Copy each line that contains the string "full".

▶ [Exercise inputs]
╔══

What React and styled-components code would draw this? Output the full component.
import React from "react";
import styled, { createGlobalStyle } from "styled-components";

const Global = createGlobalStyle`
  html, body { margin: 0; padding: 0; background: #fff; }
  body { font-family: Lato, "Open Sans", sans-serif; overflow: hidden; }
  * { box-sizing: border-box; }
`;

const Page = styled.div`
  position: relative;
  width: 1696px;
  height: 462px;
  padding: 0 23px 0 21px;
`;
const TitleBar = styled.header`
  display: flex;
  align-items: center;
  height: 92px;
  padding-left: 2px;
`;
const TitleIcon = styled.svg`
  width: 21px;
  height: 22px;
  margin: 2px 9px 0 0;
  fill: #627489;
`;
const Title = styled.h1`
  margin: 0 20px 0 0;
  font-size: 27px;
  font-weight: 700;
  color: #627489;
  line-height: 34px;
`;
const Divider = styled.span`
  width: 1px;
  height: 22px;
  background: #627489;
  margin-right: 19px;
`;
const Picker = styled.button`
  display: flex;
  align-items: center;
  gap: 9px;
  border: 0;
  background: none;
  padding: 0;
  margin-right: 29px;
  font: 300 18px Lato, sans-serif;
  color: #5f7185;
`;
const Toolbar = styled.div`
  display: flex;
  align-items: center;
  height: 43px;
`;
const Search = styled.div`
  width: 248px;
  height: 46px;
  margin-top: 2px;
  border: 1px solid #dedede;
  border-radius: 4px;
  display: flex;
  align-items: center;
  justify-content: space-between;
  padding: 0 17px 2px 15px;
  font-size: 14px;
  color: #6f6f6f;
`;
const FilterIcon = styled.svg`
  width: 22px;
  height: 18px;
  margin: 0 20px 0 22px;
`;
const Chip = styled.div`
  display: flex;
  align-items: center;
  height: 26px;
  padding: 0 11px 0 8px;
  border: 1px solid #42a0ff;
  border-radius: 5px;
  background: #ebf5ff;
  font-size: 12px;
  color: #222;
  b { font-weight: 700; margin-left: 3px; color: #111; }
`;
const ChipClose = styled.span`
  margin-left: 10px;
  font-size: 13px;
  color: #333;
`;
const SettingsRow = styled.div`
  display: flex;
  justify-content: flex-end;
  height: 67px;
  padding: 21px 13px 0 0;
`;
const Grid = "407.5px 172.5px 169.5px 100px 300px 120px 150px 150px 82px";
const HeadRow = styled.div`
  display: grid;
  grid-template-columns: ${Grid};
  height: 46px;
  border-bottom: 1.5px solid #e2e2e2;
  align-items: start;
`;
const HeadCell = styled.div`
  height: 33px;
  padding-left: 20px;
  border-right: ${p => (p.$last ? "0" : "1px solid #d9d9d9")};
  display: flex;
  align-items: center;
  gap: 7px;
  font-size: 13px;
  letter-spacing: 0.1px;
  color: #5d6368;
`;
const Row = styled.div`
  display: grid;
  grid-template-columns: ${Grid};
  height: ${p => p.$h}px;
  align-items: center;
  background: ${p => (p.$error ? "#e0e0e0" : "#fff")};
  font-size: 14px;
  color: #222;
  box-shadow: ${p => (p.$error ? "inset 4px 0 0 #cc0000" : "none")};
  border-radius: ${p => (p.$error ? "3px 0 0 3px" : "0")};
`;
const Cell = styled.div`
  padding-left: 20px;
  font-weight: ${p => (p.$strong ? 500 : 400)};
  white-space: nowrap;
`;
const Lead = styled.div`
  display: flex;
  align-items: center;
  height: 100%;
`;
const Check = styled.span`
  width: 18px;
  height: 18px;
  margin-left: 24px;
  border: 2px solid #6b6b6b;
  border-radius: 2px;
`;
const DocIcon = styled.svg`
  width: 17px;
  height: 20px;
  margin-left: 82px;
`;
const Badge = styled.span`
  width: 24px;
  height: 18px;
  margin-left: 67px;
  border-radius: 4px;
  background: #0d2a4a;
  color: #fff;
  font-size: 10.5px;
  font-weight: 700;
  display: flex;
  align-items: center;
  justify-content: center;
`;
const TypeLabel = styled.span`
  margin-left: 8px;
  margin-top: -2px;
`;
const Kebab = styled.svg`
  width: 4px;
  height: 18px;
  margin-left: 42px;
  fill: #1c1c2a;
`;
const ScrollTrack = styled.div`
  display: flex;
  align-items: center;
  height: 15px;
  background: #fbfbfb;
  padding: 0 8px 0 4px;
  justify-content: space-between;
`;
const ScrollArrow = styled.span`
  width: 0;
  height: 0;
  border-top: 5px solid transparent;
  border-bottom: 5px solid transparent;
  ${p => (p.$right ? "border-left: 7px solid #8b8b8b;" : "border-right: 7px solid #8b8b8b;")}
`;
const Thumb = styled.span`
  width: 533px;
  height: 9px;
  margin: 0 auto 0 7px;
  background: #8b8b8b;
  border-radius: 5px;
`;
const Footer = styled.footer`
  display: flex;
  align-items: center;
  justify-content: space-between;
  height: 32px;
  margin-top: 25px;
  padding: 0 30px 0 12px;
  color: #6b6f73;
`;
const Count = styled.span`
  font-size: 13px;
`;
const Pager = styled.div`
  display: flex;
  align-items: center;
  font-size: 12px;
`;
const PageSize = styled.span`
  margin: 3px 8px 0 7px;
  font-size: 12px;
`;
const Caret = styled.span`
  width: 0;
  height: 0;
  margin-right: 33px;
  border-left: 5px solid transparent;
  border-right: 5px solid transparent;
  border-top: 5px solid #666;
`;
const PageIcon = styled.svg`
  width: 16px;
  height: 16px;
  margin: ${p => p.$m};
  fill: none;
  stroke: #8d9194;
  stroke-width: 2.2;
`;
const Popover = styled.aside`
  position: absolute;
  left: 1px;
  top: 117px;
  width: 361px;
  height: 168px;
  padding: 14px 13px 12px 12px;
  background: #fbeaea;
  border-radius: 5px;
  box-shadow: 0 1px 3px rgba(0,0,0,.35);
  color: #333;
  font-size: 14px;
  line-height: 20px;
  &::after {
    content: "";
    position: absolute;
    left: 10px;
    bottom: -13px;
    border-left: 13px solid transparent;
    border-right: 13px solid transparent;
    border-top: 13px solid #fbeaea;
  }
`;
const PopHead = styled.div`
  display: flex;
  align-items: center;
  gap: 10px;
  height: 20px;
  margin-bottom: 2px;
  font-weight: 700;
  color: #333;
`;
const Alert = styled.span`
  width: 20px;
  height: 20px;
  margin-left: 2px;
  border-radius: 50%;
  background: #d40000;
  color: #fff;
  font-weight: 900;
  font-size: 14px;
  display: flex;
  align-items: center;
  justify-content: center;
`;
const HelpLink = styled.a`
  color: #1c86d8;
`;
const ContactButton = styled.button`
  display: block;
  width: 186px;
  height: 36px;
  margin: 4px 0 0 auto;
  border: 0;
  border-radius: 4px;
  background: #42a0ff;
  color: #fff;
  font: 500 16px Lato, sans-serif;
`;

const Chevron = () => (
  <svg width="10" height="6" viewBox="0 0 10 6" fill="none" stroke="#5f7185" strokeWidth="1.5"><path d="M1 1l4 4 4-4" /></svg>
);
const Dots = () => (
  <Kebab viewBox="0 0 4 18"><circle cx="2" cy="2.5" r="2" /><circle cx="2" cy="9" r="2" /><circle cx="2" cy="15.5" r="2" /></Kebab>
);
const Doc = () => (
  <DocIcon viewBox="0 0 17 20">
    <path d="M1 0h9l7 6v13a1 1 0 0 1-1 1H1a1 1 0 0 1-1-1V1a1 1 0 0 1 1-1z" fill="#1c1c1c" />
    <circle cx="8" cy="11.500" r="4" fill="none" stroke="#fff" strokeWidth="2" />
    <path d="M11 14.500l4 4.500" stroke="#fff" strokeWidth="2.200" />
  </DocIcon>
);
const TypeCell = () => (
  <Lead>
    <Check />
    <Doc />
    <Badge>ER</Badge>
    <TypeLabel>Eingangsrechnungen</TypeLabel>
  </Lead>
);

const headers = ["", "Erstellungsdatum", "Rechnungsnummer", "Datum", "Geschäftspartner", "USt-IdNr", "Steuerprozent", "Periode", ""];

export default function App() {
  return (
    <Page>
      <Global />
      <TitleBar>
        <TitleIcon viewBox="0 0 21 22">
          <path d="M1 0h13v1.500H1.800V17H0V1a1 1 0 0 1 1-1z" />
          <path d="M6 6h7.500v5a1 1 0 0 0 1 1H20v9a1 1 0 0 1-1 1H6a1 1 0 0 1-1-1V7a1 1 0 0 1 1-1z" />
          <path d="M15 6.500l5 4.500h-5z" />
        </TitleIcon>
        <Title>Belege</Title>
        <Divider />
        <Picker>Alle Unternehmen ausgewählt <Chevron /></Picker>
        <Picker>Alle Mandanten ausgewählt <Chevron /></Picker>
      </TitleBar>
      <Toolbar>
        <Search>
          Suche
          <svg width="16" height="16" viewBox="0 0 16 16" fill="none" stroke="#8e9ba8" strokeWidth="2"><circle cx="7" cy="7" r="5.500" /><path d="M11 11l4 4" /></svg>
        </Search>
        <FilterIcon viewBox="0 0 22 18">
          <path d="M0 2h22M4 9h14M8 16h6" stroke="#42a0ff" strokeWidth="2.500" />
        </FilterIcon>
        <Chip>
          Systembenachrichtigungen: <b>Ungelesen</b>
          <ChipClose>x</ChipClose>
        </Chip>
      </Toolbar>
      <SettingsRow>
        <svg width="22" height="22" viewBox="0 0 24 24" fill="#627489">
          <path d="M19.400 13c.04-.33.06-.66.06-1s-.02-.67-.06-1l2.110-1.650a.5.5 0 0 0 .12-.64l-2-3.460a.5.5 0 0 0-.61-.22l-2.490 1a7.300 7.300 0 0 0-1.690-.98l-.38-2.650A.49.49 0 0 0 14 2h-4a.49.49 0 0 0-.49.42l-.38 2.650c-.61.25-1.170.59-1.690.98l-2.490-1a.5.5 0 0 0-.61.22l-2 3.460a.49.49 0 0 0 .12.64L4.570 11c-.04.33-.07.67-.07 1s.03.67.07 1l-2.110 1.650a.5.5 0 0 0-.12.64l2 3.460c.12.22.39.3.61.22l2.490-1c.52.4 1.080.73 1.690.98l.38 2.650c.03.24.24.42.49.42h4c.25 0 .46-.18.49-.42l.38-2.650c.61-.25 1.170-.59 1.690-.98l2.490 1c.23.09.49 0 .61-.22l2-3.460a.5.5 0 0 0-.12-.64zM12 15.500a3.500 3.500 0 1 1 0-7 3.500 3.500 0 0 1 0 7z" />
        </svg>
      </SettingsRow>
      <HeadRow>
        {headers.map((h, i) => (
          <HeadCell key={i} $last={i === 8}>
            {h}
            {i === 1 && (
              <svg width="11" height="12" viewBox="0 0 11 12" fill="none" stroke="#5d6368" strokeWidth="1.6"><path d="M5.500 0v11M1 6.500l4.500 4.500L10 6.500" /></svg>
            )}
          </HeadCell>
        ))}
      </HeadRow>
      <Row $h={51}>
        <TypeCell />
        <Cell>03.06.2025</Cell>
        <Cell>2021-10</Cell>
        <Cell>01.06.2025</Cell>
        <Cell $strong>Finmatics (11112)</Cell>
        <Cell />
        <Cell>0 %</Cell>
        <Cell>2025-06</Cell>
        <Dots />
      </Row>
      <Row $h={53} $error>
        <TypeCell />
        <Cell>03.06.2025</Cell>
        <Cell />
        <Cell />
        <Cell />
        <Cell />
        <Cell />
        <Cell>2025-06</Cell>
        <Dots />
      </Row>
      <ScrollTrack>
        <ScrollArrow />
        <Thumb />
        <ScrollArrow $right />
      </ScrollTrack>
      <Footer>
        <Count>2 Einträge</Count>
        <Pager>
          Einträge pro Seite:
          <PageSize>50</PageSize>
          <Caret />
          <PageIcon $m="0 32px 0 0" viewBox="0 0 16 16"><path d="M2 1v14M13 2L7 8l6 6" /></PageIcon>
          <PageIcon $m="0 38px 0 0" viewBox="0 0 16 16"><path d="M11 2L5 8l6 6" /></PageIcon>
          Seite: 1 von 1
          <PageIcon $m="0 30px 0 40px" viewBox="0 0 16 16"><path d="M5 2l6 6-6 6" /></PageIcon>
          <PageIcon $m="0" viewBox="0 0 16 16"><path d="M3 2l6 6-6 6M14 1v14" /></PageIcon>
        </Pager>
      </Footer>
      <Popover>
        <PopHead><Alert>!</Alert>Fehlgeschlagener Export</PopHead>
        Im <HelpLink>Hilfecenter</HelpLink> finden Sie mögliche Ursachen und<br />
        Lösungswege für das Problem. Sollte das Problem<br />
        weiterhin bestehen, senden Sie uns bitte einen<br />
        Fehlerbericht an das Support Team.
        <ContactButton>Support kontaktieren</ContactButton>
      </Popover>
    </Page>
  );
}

╚══
╔══

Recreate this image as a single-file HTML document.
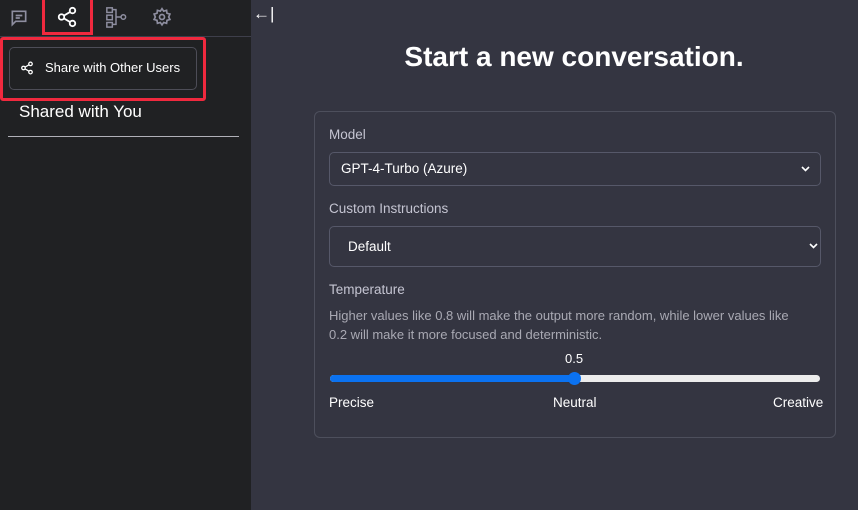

╚══
╔══

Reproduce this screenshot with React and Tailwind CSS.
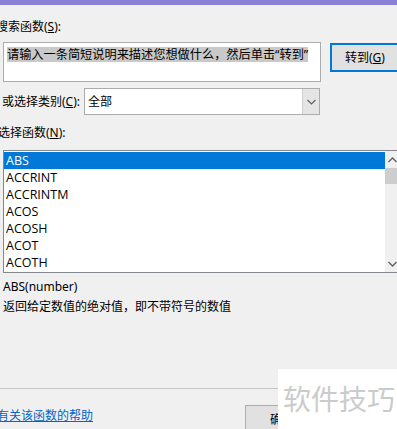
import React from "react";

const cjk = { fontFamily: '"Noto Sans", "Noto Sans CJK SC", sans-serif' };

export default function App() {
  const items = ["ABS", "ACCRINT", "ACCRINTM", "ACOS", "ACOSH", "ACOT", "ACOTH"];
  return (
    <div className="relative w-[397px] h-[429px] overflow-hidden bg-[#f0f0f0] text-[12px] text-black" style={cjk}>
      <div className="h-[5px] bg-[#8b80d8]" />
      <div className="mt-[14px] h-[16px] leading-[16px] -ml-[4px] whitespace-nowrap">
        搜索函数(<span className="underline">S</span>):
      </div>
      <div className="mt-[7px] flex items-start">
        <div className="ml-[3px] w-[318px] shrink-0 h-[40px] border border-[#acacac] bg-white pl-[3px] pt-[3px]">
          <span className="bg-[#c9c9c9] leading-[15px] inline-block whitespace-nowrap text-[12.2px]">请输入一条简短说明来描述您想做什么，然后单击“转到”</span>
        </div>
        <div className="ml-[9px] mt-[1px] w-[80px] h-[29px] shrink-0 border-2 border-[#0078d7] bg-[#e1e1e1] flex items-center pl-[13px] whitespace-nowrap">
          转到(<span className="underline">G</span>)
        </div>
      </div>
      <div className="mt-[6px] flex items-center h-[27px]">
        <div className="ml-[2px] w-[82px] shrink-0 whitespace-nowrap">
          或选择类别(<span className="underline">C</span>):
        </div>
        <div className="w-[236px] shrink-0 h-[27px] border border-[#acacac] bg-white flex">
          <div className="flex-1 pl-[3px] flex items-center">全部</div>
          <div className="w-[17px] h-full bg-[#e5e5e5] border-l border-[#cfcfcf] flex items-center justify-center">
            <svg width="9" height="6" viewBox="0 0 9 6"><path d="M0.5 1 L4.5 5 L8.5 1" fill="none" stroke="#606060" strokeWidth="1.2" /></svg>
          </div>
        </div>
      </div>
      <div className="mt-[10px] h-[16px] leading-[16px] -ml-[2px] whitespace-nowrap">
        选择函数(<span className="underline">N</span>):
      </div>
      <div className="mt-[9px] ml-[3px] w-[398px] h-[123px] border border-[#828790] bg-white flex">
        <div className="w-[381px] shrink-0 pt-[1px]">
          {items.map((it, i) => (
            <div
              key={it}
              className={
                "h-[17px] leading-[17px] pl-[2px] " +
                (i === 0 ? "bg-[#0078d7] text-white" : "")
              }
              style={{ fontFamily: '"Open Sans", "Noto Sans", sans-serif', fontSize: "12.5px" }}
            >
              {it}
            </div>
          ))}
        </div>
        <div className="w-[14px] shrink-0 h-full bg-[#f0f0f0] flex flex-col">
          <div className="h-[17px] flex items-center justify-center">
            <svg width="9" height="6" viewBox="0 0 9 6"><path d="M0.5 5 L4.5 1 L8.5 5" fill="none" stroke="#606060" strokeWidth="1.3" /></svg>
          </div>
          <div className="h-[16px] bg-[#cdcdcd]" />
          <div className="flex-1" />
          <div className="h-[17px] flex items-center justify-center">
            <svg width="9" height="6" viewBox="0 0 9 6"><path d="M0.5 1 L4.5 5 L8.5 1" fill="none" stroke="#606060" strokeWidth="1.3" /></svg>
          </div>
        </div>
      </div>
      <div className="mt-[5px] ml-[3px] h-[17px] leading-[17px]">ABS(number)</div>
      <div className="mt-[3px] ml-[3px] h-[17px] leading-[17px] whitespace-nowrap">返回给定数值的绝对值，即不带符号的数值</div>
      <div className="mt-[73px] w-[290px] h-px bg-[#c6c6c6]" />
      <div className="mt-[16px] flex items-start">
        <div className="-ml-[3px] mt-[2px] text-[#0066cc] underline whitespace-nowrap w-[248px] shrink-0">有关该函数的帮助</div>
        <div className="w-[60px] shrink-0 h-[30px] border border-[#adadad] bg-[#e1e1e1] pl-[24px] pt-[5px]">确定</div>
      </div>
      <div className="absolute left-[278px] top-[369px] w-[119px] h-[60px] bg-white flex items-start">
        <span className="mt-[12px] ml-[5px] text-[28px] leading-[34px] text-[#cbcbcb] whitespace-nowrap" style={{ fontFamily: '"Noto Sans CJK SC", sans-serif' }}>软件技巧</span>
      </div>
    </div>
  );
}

╚══

▶ [Right answer]
What React and styled-components code would draw this? Output the full component.
          <div className="w-[17px] h-full bg-[#e5e5e5] border-l border-[#cfcfcf] flex items-center justify-center">
        <div className="w-[14px] shrink-0 h-full bg-[#f0f0f0] flex flex-col">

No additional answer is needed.